The child I am tending to this week just LOVES her this instrument. If you can call it that. Cause instruments make music, this thing does not. And I don’t think it’s just because the child has the musical talent of a drunk walrus, I don’t think this “instrument” could EVER make a pleasant sound. And believe me, it’s had plenty of chances to come through with one or two pleasant sounds this weekend. It was unable to perform.

Have you ever wondered what “Mary Had a Little Lamb” would sound like if sung by a cat in heat that was being sawed in half? Cause I actually have a frame of reference on that.

The word “Fun” may in fact be the overstatement of the millennium.
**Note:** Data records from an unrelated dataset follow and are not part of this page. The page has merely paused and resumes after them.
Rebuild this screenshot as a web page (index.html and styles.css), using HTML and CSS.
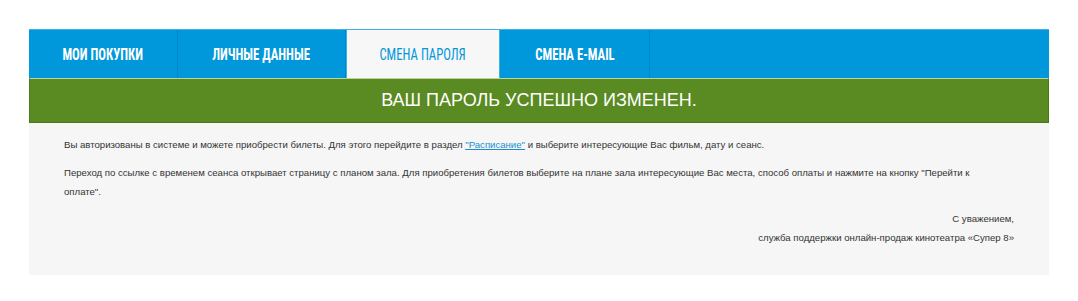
FILE: index.html
```html
<!DOCTYPE html>
<html lang="ru">
<head>
    <meta charset="UTF-8">
    <title>Смена пароля</title>
    <link rel="stylesheet" href="styles.css">
</head>
<body>
<div class="account">
    <!-- Tabs -->
    <div class="tabs">
        <a href="#" class="tab tab-orders"><span>Мои покупки</span></a>
        <a href="#" class="tab tab-profile"><span>Личные данные</span></a>
        <a href="#" class="tab tab-password active"><span>Смена пароля</span></a>
        <a href="#" class="tab tab-email"><span>Смена e-mail</span></a>
    </div>

    <div class="notice">Ваш пароль успешно изменен.</div>

    <div class="content">
        <p>Вы авторизованы в системе и можете приобрести билеты. Для этого перейдите в раздел <a href="#">"Расписание"</a> и выберите интересующие Вас фильм, дату и сеанс.</p>
        <p>Переход по ссылке с временем сеанса открывает страницу с планом зала. Для приобретения билетов выберите на плане зала интересующие Вас места, способ оплаты и нажмите на кнопку "Перейти к оплате".</p>
        <p class="signature">С уважением,<br>служба поддержки онлайн-продаж кинотеатра «Супер 8»</p>
    </div>
</div>
</body>
</html>
```

FILE: styles.css
```css
body {
    margin: 0;
    background: #fff;
    font-family: "Liberation Sans", Arial, sans-serif;
}

.account {
    width: 1020px;
    margin: 29px 0 0 29px;
}

.tabs {
    display: flex;
    height: 49px;
    background: #0098da;
    border-top: 1px solid #3eb0e4;
    box-sizing: border-box;
}

.tab {
    display: block;
    box-sizing: border-box;
    height: 48px;
    line-height: 48px;
    text-align: center;
    color: #fff;
    text-decoration: none;
    text-transform: uppercase;
    font-family: "Roboto Condensed", "Liberation Sans", sans-serif;
    font-weight: bold;
    font-size: 17px;
    border-right: 1px solid #0088c8;
    white-space: nowrap;
}

.tab span {
    display: inline-block;
    transform: scaleX(0.75);
}

.tab-orders { width: 149px; }
.tab-profile { width: 168px; }
.tab-password { width: 154px; }
.tab-email { width: 150px; }

.tab.active {
    background: #f7f7f7;
    color: #0098da;
    font-weight: normal;
    border-right: 1px solid #3eb0e4;
    border-left: 1px solid #3eb0e4;
}

.notice {
    height: 45px;
    line-height: 43px;
    box-sizing: border-box;
    background: #5a8a22;
    border: 1px solid #4a7a18;
    border-top-color: #b9d39c;
    color: #fff;
    font-size: 18px;
    text-align: center;
    text-transform: uppercase;
}

.content {
    background: #f6f6f6;
    padding: 12px 35px 28px;
    color: #333;
    font-size: 9.6px;
    line-height: 19px;
}

.content p {
    max-width: 920px;
    margin: 0 0 9px;
}

.content a {
    color: #1a8fd0;
}

.content .signature {
    max-width: none;
    text-align: right;
    margin: -1px 0 0;
}
```
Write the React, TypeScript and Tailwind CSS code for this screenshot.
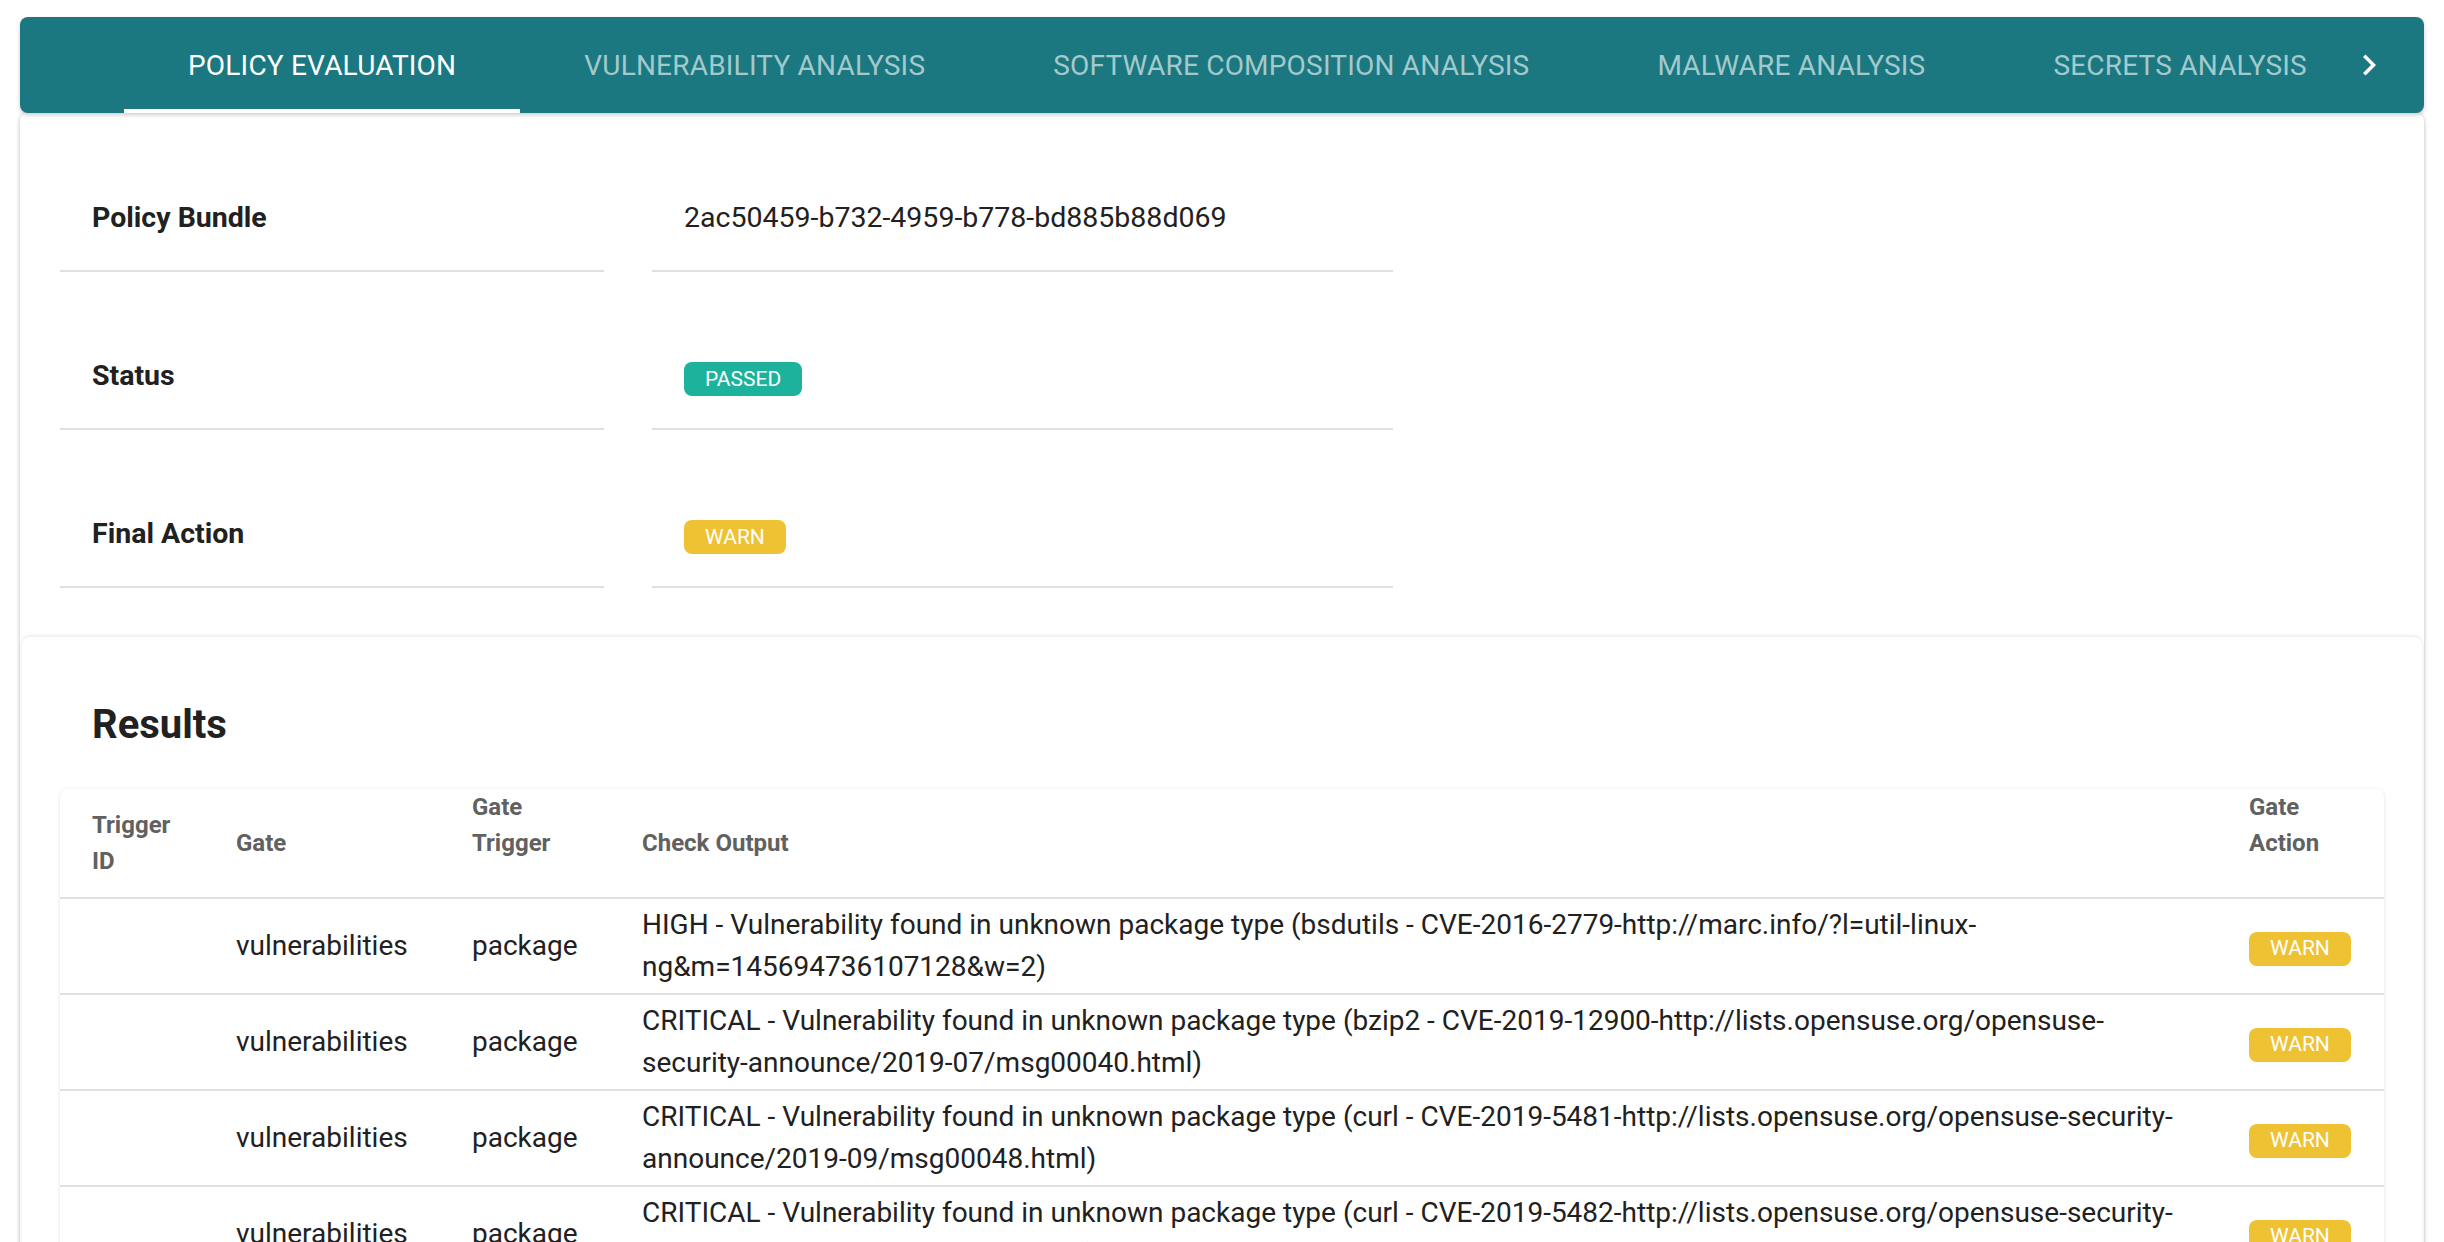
const tabs = [
  "POLICY EVALUATION",
  "VULNERABILITY ANALYSIS",
  "SOFTWARE COMPOSITION ANALYSIS",
  "MALWARE ANALYSIS",
  "SECRETS ANALYSIS",
];

const results = [
  "HIGH - Vulnerability found in unknown package type (bsdutils - CVE-2016-2779-http://marc.info/?l=util-linux-ng&m=145694736107128&w=2)",
  "CRITICAL - Vulnerability found in unknown package type (bzip2 - CVE-2019-12900-http://lists.opensuse.org/opensuse-security-announce/2019-07/msg00040.html)",
  "CRITICAL - Vulnerability found in unknown package type (curl - CVE-2019-5481-http://lists.opensuse.org/opensuse-security-announce/2019-09/msg00048.html)",
  "CRITICAL - Vulnerability found in unknown package type (curl - CVE-2019-5482-http://lists.opensuse.org/opensuse-security-announce/2019-09/msg00048.html)",
  "HIGH - Vulnerability found in unknown package type (curl - CVE-2019-5436-http://lists.opensuse.org/opensuse-security-announce/2019-06/msg00003.html)",
];

function Chip({ label, tone }: { label: string; tone: "pass" | "warn" }) {
  const color = tone === "pass" ? "bg-[#1db29b]" : "bg-[#eec232]";
  return (
    <span className={`inline-flex items-center h-[34px] px-[21px] rounded-[8px] text-white text-[21px] leading-none ${color}`}>
      {label}
    </span>
  );
}

function InfoRow({ label, children }: { label: string; children: React.ReactNode }) {
  return (
    <div className="flex gap-[48px]">
      <div className="w-[544px] p-[32px] border-b-2 border-[#e0e0e0]">
        <div className="h-[40px] leading-[40px] text-[28.5px] font-bold text-[#212121]">{label}</div>
      </div>
      <div className="w-[741px] p-[32px] border-b-2 border-[#e0e0e0]">
        <div className="h-[40px] leading-[40px] text-[28.5px] text-[#212121] flex items-end">{children}</div>
      </div>
    </div>
  );
}

export default function App() {
  return (
    <div className="h-screen overflow-hidden bg-white pt-[17px] px-[20px] font-['Roboto',sans-serif]">
      {/* Tab bar */}
      <div className="h-[96px] rounded-[8px] bg-[#1b7880] shadow-[0_2px_4px_rgba(0,0,0,0.2)] flex relative z-10">
        <div className="w-[104px] shrink-0" />
        <div className="flex-1 flex overflow-hidden">
          {tabs.map((t, i) => (
            <div
              key={t}
              className={`relative shrink-0 h-[96px] px-[64px] pt-[1px] flex items-center text-[28px] tracking-[0.2px] whitespace-nowrap ${
                i === 0 ? "text-white" : "text-[#a4c9cc]"
              }`}
            >
              {t}
              {i === 0 && <span className="absolute left-0 right-0 bottom-0 h-[4px] bg-white" />}
            </div>
          ))}
        </div>
        <div className="w-[76px] shrink-0 flex items-center">
          <svg width="42" height="42" viewBox="0 0 24 24" fill="white">
            <path d="M8.59 16.59 13.17 12 8.59 7.41 10 6l6 6-6 6z" />
          </svg>
        </div>
      </div>

      {/* Main panel */}
      <div className="rounded-[8px] bg-white shadow-[0_1px_4px_rgba(0,0,0,0.28)] pb-[40px]">
        <div className="pl-[40px] pt-[53px] flex flex-col gap-[52px]">
          <InfoRow label="Policy Bundle">2ac50459-b732-4959-b778-bd885b88d069</InfoRow>
          <InfoRow label="Status">
            <Chip label="PASSED" tone="pass" />
          </InfoRow>
          <InfoRow label="Final Action">
            <Chip label="WARN" tone="warn" />
          </InfoRow>
        </div>

        {/* Results */}
        <div className="mt-[49px] mx-[2px] rounded-[8px] bg-white shadow-[0_-1px_4px_rgba(0,0,0,0.1)] px-[38px] pt-[64px] pb-[40px]">
          <h2 className="pl-[32px] text-[40px] leading-[48px] font-bold text-[#212121]">Results</h2>
          <div className="mt-[40px] rounded-t-[8px] shadow-[0_1px_4px_rgba(0,0,0,0.12)] overflow-hidden">
            <table className="w-full table-fixed border-collapse text-left">
              <colgroup>
                <col className="w-[144px]" />
                <col className="w-[236px]" />
                <col className="w-[170px]" />
                <col />
                <col className="w-[167px]" />
              </colgroup>
              <thead>
                <tr className="h-[108px] border-b-2 border-[#e0e0e0] text-[24px] leading-[36px] font-bold text-[#616161]">
                  <th className="px-[32px] py-0 align-middle font-bold">Trigger ID</th>
                  <th className="px-[32px] py-0 align-middle font-bold">Gate</th>
                  <th className="px-[32px] pt-0 pb-[36px] align-middle font-bold">Gate Trigger</th>
                  <th className="px-[32px] py-0 align-middle font-bold">Check Output</th>
                  <th className="px-[32px] pt-0 pb-[36px] align-middle font-bold">Gate Action</th>
                </tr>
              </thead>
              <tbody className="text-[28px] leading-[42px] text-[#212121]">
                {results.map((r, i) => (
                  <tr key={i} className="border-b-2 border-[#e0e0e0]">
                    <td className="px-[32px] py-[5px] align-middle" />
                    <td className="pl-[32px] pr-0 py-[5px] align-middle whitespace-nowrap">vulnerabilities</td>
                    <td className="px-[32px] py-[5px] align-middle">package</td>
                    <td className="px-[32px] py-[5px] align-middle">{r}</td>
                    <td className="px-[32px] py-[5px] align-middle">
                      <Chip label="WARN" tone="warn" />
                    </td>
                  </tr>
                ))}
              </tbody>
            </table>
          </div>
        </div>
      </div>
    </div>
  );
}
You know what is fun? This:

You know when I took this picture? During a lovely performance of “Mary Had a Sawed In Half Cat”. Do you notice where the ears are? Not in my ears. And there you have the real miracle of the hearing aides: Just as they bring the world into my ears they can just as quickly make the world go very quiet. Hearing impairment makes parenting a lot easier, everyone should try it.

In other impairment news:

The child apparently has a Keeping Fish Alive impairment. It afflicts many a child. This fish tank was the home of a fish with a fro just a short while ago. And now nothing but bubbles remain. So very sad. I will have you know that the fish died before I came on duty and therefore nothing has perished on my watch. Yet.

The instrument may take an unfortunate tumble while I’m here though...


Patricia said...

is it wrong to think the patriotic nature of your ears is way cool?

i say you return her to former aunt (because this is bound to get you disowned) with a snazzy new drum set.

Chunks said...

I remember when both my kids had to play that god forsaken recorder at home. That is still the impressionable age when a child will do WHATEVER a teacher asks them. They tooted and honked on that damn thing, the dog howled, my eyes watered, and yet they played on. What I would have given to have had a hearing impairment at that time!

Now that I think of it, I could use that now!! My oldest listens to the Moulin Rouge soundtrack and D12 back to back. It'e enough to make a mama mental!

Glad to see you're surviving your "Crash Test Mommy" week!

tornwordo said...

I think I still have mine in a box in my mom's attic. Unless she burned it, and who could blame her if she did.